The thread that connects the two and which they both share is the message of faith. Both stem from a dreary present. The Biblical Ya'akov is on the run for fear of his life. Hugh’s plight is the result the racial policy that plagued his reality and the reality of his ancestors.  Both the ladder in the dream and the staircase in the poem lead to unknown realms. Most importantly, they both offer hope.
    Unlike the stairs in the poem, however, Ya'akov’s ladder, his stairway to heaven, seems more sturdy, more reassuring and has the reaffirmation of G-d’s promise to Am Yisrael: “I am the Lord, the God of your father Abraham and the God of Isaac. I will give you and your descendants the land on which you are lying.  Your descendants will be like the dust of the earth, and you will spread out to the west and to the east, to the north and to the south. All peoples on earth will be blessed through you and your offspring.  I am with you and will watch over you wherever you go, and I will bring you back to this land. I will not leave you until I have done what I have promised you”

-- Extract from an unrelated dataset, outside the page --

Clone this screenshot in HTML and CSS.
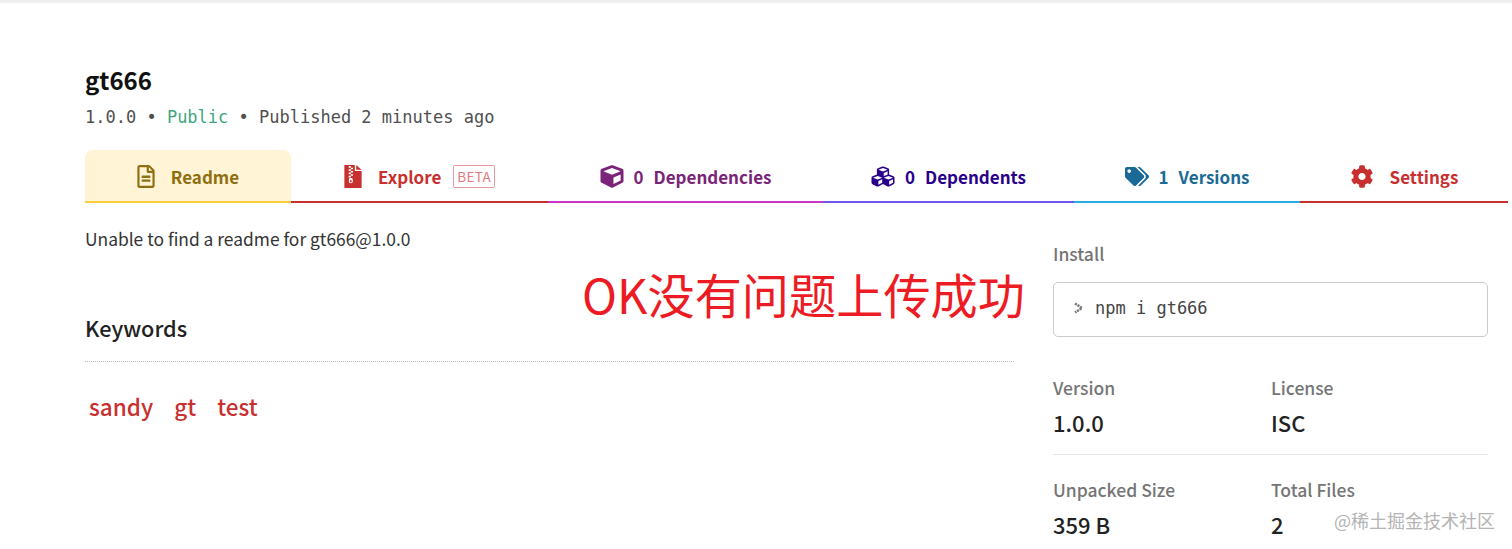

    This promise is reiterated later in Yirmiyahu (AKA Jeremiah) 46:27:"Do not be afraid, Ya'akov my servant; do not be dismayed, Yisrael. I will surely save you out of a distant place, your descendants from the land of their exile. Ya'akov will again have peace and security, and no one will make him afraid.” It is faith in the promise for a better future that kept us, Am Yisrael, going.
    It is also faith in a better future that the words of the mother in the poem are so drenched with:
    “ So boy, don’t you turn back.  Don’t you set down on the steps   ’Cause you finds it’s kinder hard.  Don’t you fall now— For I’se still goin’, honey, I’se still climbin’,”

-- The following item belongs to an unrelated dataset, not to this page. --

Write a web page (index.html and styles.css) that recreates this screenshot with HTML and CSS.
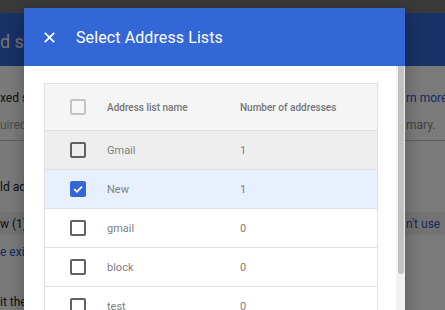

    The message of both experiences is loud and clear. We must continue to climb and never give up, no matter how hard, rocky and sometimes dark the journey towards our goal is.

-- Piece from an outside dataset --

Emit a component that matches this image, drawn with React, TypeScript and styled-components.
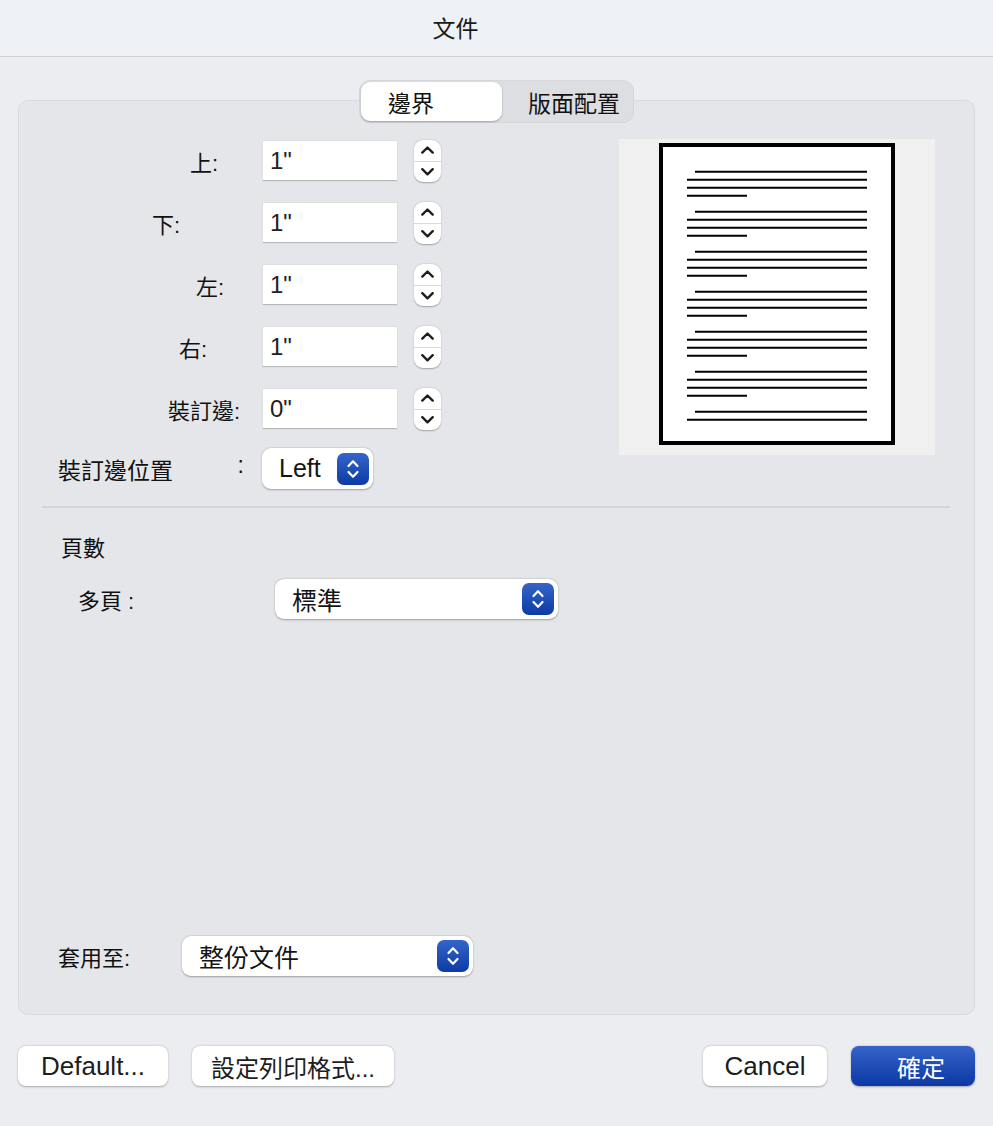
import React from "react";
import styled, { createGlobalStyle } from "styled-components";

const FONT = `"Liberation Sans", "Noto Sans CJK TC", sans-serif`;

const Global = createGlobalStyle`
  html, body { margin: 0; padding: 0; background: #ecedf1; }
  body { font-family: ${FONT}; color: #1a1a1a; }
  * { box-sizing: border-box; }
`;

const Window = styled.div`
  width: 993px;
  height: 1126px;
  background: #ecedf1;
  display: flex;
  flex-direction: column;
`;

const TitleBar = styled.div`
  height: 57px;
  flex: none;
  background: #eef1f5;
  border-bottom: 1px solid #cdcfd3;
  display: flex;
  align-items: center;
  justify-content: center;
  padding-right: 82px;
  padding-bottom: 2px;
  font-size: 23px;
  color: #1a1a1a;
`;

const Body = styled.div`
  display: flex;
  flex-direction: column;
  padding: 0 18px;
`;

const TabWrap = styled.div`
  position: relative;
  z-index: 1;
  margin-top: 23px;
  align-self: center;
  display: flex;
  width: 275px;
  height: 43px;
  padding: 1px;
  border-radius: 11px;
  background: #dddee1;
  border: 1px solid #d6d7da;
`;

const Tab = styled.div<{ $active?: boolean; $w: number; $pad: number }>`
  width: ${(p) => p.$w}px;
  height: 100%;
  display: flex;
  align-items: center;
  padding-left: ${(p) => p.$pad}px;
  font-size: 23px;
  color: #111;
  border-radius: 9px;
  background: ${(p) => (p.$active ? "#ffffff" : "transparent")};
  box-shadow: ${(p) => (p.$active ? "0 1px 2px rgba(0,0,0,0.28)" : "none")};
`;

const Panel = styled.div`
  margin-top: -23px;
  height: 915px;
  background: #e5e6e9;
  border: 1px solid #d9dadd;
  border-radius: 10px;
  padding: 40px 24px 38px 23px;
  display: flex;
  flex-direction: column;
`;

const TopSection = styled.div`
  display: flex;
  justify-content: space-between;
  align-items: flex-start;
`;

const FormColumn = styled.div`
  display: flex;
  flex-direction: column;
  gap: 22px;
`;

const FieldRow = styled.div`
  display: flex;
  align-items: center;
  height: 40px;
`;

const FieldLabel = styled.div<{ $pr: number }>`
  width: 202px;
  margin-right: 19px;
  text-align: right;
  padding-right: ${(p) => p.$pr}px;
  font-size: 22px;
  color: #111;
`;

const TextInput = styled.div`
  width: 134px;
  height: 40px;
  background: #fff;
  border-bottom: 1.5px solid #b9babd;
  box-shadow: 0 0 0 0.5px #d4d5d8;
  display: flex;
  align-items: center;
  padding-left: 7px;
  font-size: 24px;
  color: #222;
`;

const Stepper = styled.div`
  margin-left: 17px;
  width: 27px;
  height: 42px;
  background: #fff;
  border-radius: 9px;
  box-shadow: 0 0.5px 1.5px rgba(0,0,0,0.3);
  display: flex;
  flex-direction: column;
`;

const StepHalf = styled.div<{ $top?: boolean }>`
  flex: 1;
  display: flex;
  align-items: center;
  justify-content: center;
  border-bottom: ${(p) => (p.$top ? "1px solid #d8d8da" : "none")};
`;

const SelectRow = styled.div<{ $mt?: number }>`
  display: flex;
  align-items: center;
  margin-top: ${(p) => p.$mt ?? 0}px;
`;

const PlainLabel = styled.div<{ $w: number; $pl: number }>`
  width: ${(p) => p.$w}px;
  padding-left: ${(p) => p.$pl}px;
  font-size: 22px;
  color: #111;
  display: flex;
  justify-content: space-between;
  flex: none;
`;

const Select = styled.div<{ $w: number; $h: number; $fs: number }>`
  width: ${(p) => p.$w}px;
  height: ${(p) => p.$h}px;
  background: #fff;
  border-radius: 9px;
  box-shadow: 0 0.5px 2px rgba(0,0,0,0.32);
  display: flex;
  align-items: center;
  justify-content: space-between;
  padding: 0 4px 0 17px;
  font-size: ${(p) => p.$fs}px;
  color: #151515;
`;

const SelectArrow = styled.div`
  width: 32px;
  height: 32px;
  border-radius: 7px;
  background: linear-gradient(#3564c9, #0c3ba6);
  display: flex;
  align-items: center;
  justify-content: center;
`;

const Preview = styled.div`
  margin-top: -2px;
  margin-right: 15px;
  width: 316px;
  height: 316px;
  background: #f0f0f0;
  flex: none;
`;

const Separator = styled.div`
  margin-top: 17px;
  height: 2px;
  background: #d3d4d7;
`;

const SectionHeading = styled.div`
  margin-top: 26px;
  padding-left: 19px;
  font-size: 22px;
  line-height: 30px;
  color: #111;
`;

const Spacer = styled.div`
  flex: 1;
`;

const Footer = styled.div`
  margin-top: 31px;
  display: flex;
  align-items: center;
  gap: 24px;
`;

const Button = styled.div<{ $w: number; $fs: number; $primary?: boolean }>`
  width: ${(p) => p.$w}px;
  height: 40px;
  border-radius: 8px;
  display: flex;
  align-items: center;
  justify-content: center;
  padding-left: ${(p) => (p.$primary ? 16 : 0)}px;
  font-size: ${(p) => p.$fs}px;
  color: ${(p) => (p.$primary ? "#fff" : "#1d1d1d")};
  background: ${(p) => (p.$primary ? "linear-gradient(#3563c8, #0a39a6)" : "#fff")};
  box-shadow: 0 0.5px 2px rgba(0,0,0,0.3);
`;

const Push = styled.div`
  flex: 1;
`;

const Chevron = ({ up, color, w = 12 }: { up?: boolean; color: string; w?: number }) => (
  <svg width={w} height={w * 0.6} viewBox="0 0 12 7" fill="none">
    <path
      d={up ? "M1.2 6 L6 1.3 L10.8 6" : "M1.2 1 L6 5.7 L10.8 1"}
      stroke={color}
      strokeWidth={2.2}
      strokeLinecap="round"
      strokeLinejoin="round"
    />
  </svg>
);

const StepperControl = () => (
  <Stepper>
    <StepHalf $top>
      <Chevron up color="#1f1f1f" w={13} />
    </StepHalf>
    <StepHalf>
      <Chevron color="#1f1f1f" w={13} />
    </StepHalf>
  </Stepper>
);

const ArrowIcon = () => (
  <SelectArrow>
    <svg width="14" height="22" viewBox="0 0 14 22" fill="none">
      <path d="M2.5 8 L7 3.2 L11.5 8" stroke="#fff" strokeWidth={2.2} strokeLinecap="round" strokeLinejoin="round" />
      <path d="M2.5 14 L7 18.8 L11.5 14" stroke="#fff" strokeWidth={2.2} strokeLinecap="round" strokeLinejoin="round" />
    </svg>
  </SelectArrow>
);

const PagePreview = () => {
  const lines: { x1: number; x2: number; y: number }[] = [];
  for (let g = 0; g < 7; g++) {
    const base = 32.7 + g * 40;
    lines.push({ x1: 76, x2: 248, y: base });
    lines.push({ x1: 68, x2: 248, y: base + 8 });
    if (g < 6) {
      lines.push({ x1: 68, x2: 248, y: base + 16 });
      lines.push({ x1: 68, x2: 128, y: base + 24 });
    }
  }
  return (
    <Preview>
      <svg width="316" height="316" viewBox="0 0 316 316">
        <rect x="42" y="6" width="232" height="298" fill="#fff" stroke="#000" strokeWidth="4" />
        {lines.map((l, i) => (
          <line key={i} x1={l.x1} x2={l.x2} y1={l.y} y2={l.y} stroke="#000" strokeWidth="2" />
        ))}
      </svg>
    </Preview>
  );
};

const fields = [
  { label: "上:", pr: 26, value: '1"' },
  { label: "下:", pr: 64, value: '1"' },
  { label: "左:", pr: 20, value: '1"' },
  { label: "右:", pr: 37, value: '1"' },
  { label: "裝訂邊:", pr: 4, value: '0"' },
];

export default function App() {
  return (
    <Window>
      <Global />
      <TitleBar>文件</TitleBar>
      <Body>
        <TabWrap>
          <Tab $active $w={142} $pad={27}>邊界</Tab>
          <Tab $w={131} $pad={26}>版面配置</Tab>
        </TabWrap>
        <Panel>
          <TopSection>
            <FormColumn>
              {fields.map((f) => (
                <FieldRow key={f.label}>
                  <FieldLabel $pr={f.pr}>{f.label}</FieldLabel>
                  <TextInput>{f.value}</TextInput>
                  <StepperControl />
                </FieldRow>
              ))}
              <SelectRow $mt={-3}>
                <PlainLabel $w={202} $pl={16} style={{ fontSize: 23 }}>
                  <span>裝訂邊位置</span>
                  <span>:</span>
                </PlainLabel>
                <Select $w={111} $h={41} $fs={25} style={{ marginLeft: 18 }}>
                  <span>Left</span>
                  <ArrowIcon />
                </Select>
              </SelectRow>
            </FormColumn>
            <PagePreview />
          </TopSection>
          <Separator />
          <SectionHeading>頁數</SectionHeading>
          <SelectRow $mt={15}>
            <PlainLabel $w={233} $pl={36}>
              <span>多頁 :</span>
            </PlainLabel>
            <Select $w={283} $h={40} $fs={25}>
              <span>標準</span>
              <ArrowIcon />
            </Select>
          </SelectRow>
          <Spacer />
          <SelectRow>
            <PlainLabel $w={140} $pl={16}>
              <span>套用至:</span>
            </PlainLabel>
            <Select $w={291} $h={40} $fs={25}>
              <span>整份文件</span>
              <ArrowIcon />
            </Select>
          </SelectRow>
        </Panel>
        <Footer>
          <Button $w={150} $fs={26}>Default...</Button>
          <Button $w={202} $fs={24}>設定列印格式...</Button>
          <Push />
          <Button $w={124} $fs={26}>Cancel</Button>
          <Button $w={124} $fs={24} $primary>確定</Button>
        </Footer>
      </Body>
    </Window>
  );
}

I will end with another quote by another favorite poet, Rabindranath Tagore, “Faith is the

bird that feels the light when the dawn is still dark.”

These are hard times for us, Am Yisrael, in particular, and for the whole world, in general,
but we must not despair. There is the light at the top of the staircase and beyond the 
edge of dawn even though we may not see it. All we need is, like the bird, to spread our wings and soar beyond and above the dismal present towards the light that is there and into the bright and glorious future that awaits us!

Wednesday, 27 January 2016

For me, it is Yom Ha'Shoah



                                                             


This week, the world marks the International Holocaust Memorial Day. I am grateful to the wide recognition and acknowledgement of the suffering of many, Jews and non-Jews who died in that sad chapter of human history. I pray that mankind learns the proper lessons from its past mistakes and prevents them from repeating them. On this day, I hear and read “Never Again,” the motto of Jew and Gentile alike and I continue to hope.



Here in Israel, we commemorate that appalling and not so distant past on the 27th day of the month of Nisan in the Hebrew calendar. We call it Yom Ha’shoah.  

Personally, it is that day, not the International one, that bears a deep meaning for me. It is the day that sends quivers through my spine. It is the day that strums the inner chords of my essence and pulsates at the point that only one like myself, a Jew, a daughter of two Shoah survivors can understand.


And before anyone rushes to accuse me of holding myself at a higher level than the rest, let me explain.

The memories of my childhood in the young nascent state of Israel, growing up under the shadow of the Shoah, under the loving care of two broken souls who had barely escaped the inferno, is what has given me that insight and a greater greater awareness of the magnitude of that episode in our history. Being raised on stories about Moishele, and Avreimaleh, Reuveleh and Shulamiskeh, innocent souls whose life was taken at a young tender age is what has bestowed upon me the gift to grasp and appreciate the extent of the atrocious nature of the Shoah.  I share so much with these individuals. Like me, they spoke Yiddish, a language soaked with humour, with mentchlichkyite ( humanness) and Yidishkayit (Jewishness). Like me, they heard Yiddish lullabies and bedtime stories about Biblical and Jewish heroes, the threads that connected their fate with mine.

They were all my family, the family I never got to meet, yet heard so much about. Their fresh memory is tattooed not on my arm but on my heart. They appear in my dreams at night and shine their eternal blessing on our people during the day. Their blood which runs in the rivers of Jewish history cleanses our Jewish Spirit and gives us the strength and the tenacity to go on living.

For many of us, Jews and Israelis, Yom Ha'Shoah is not merely about “Never Again” but rather about Remembering and Reminding. For how can one vow “Never Again,” if one fails to remember what one should never forget and never repeat?